Does Your Education Determine Your Opportunities?

Your formal qualifications are your ticket to the dance. You can’t practice as a lawyer, a doctor, or an electrician unless you’ve been accredited by a reputable academic institution, as having successfully navigated a process learning and critical assessment.

It tells potential employers two things: the first is that you’ve managed to achieve a basic level of competence in the knowledge required to enter the field of employment you’re targeting. The second, is that it shows at least some level of capacity for growth, hard work, and delayed gratification!

Formal management and leadership education comes later in your career, and it’s often valued very differently, depending on where you live. In Australia, an MBA for a leader is entirely optional… at best, it’s a tick in the box. Sometimes, an MBA will be dismissed as not being of any practical value, and in the worst cases, it may even be ridiculed.

I remember when I started my MBA journey over 20 years ago, I proudly announced to one of my colleagues that I was going to kick off my postgraduate studies. She said, quite offhandedly, “Marty, MBAs are a dime a dozen.” I thought for a second and then just shot back, “Sure, Lauren, but only if you have one, right?

It’s a completely different story, though, in the USA. You really need an MBA if you’re serious about progressing to the heights of corporate America. Not only is it expected that you have an MBA, but the school you attend is really important too. Is your MBA from Darden or Harvard or Sloan? Or is it an MBA from the Backwater Community College? Because it makes a difference. And people care.

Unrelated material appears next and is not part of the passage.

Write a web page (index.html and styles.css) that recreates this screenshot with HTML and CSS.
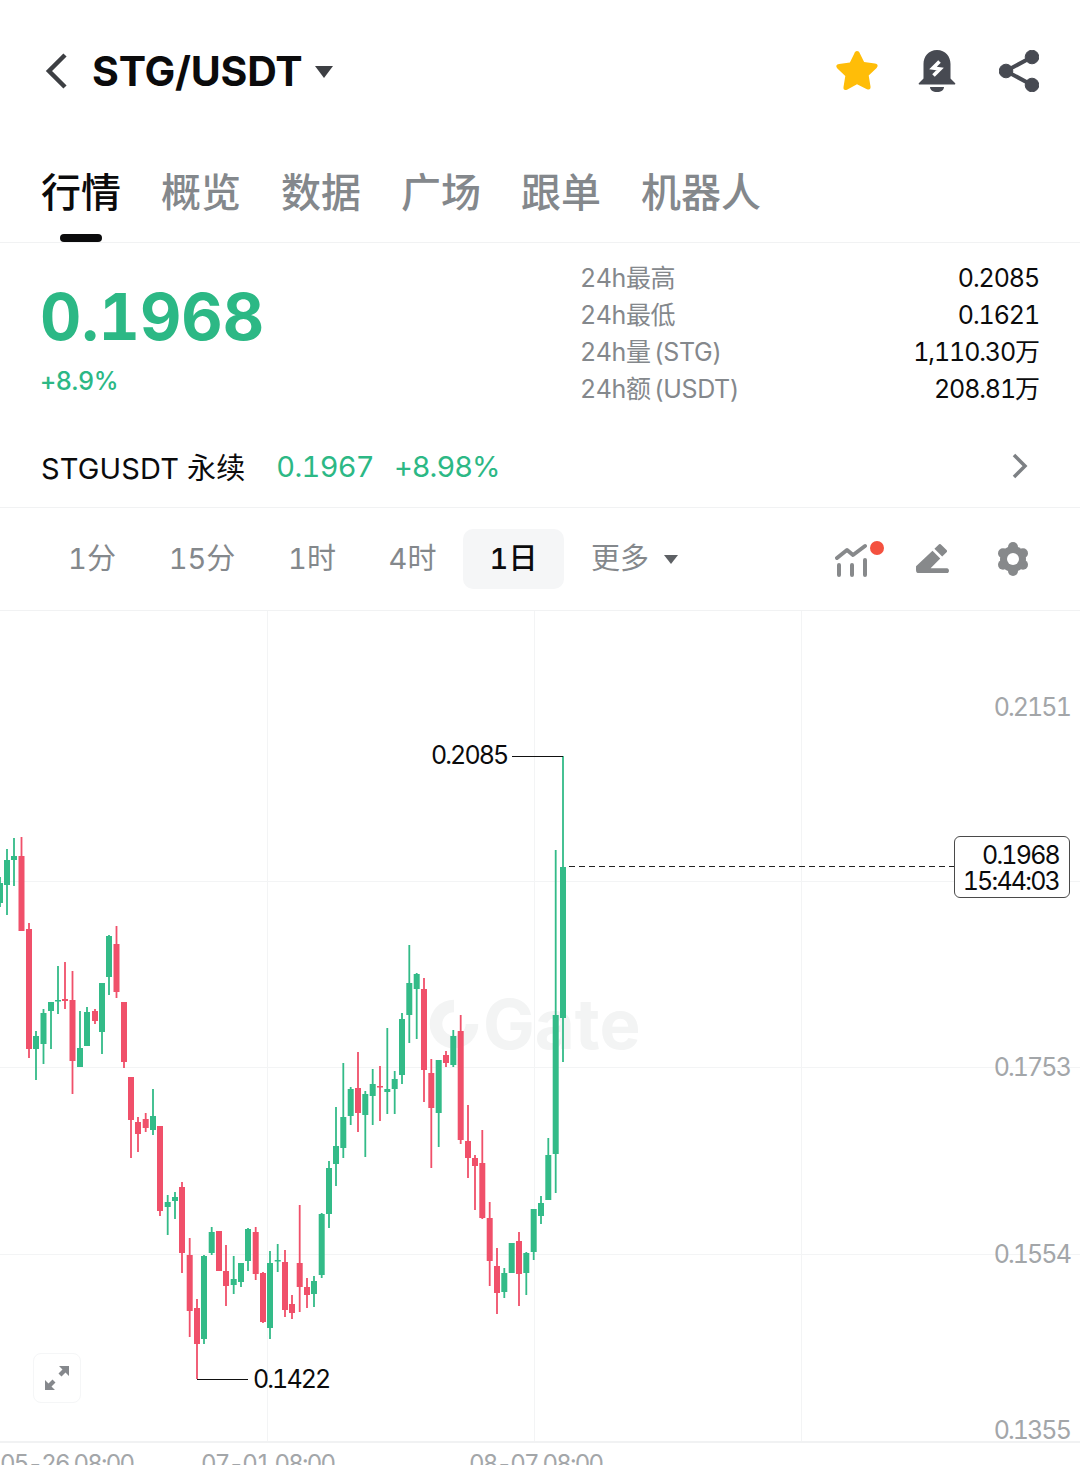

So before making any big decisions about committing to long-term or high-intensity postgraduate studies, it’s important to seek some guidance and counsel from someone who’s already walked the path. They’ll be able to help you decide what’s best in your specific case.

It’s important, though, that you understand one crucial point. Education in all its forms is there to support your development so that you can perform better. That’s the bottom line. 

If your education isn’t additive to the knowledge, capability, and skill that builds your performance, then it won’t ultimately help. When you qualify with an MBA, for example, the sense of achievement is awesome. The letters after your name will make you feel proud… even important. 

But it’s all just conversation, unless it helps you to be materially better at what you do. 

No prospective employer, client, or business colleague has actually ever asked me whether I have an MBA, let alone what my grade point average was. In 20 years… 

Think of this like you’re baking a cake: Your experience and track record of performance? Well, that’s the cake. Your education is the icing on the cake. 

The icing is nice. It makes a difference. It adds color, and a little burst of sweetness… but it’s not the main game. The cake is the main game. And that’s the thing that’s going to get you your next promotion and your next pay rise… your superior performance. 

Bottom line is, your education will never, by itself, secure you a promotion, a pay rise, or a better job. But the performance it can help you deliver, will!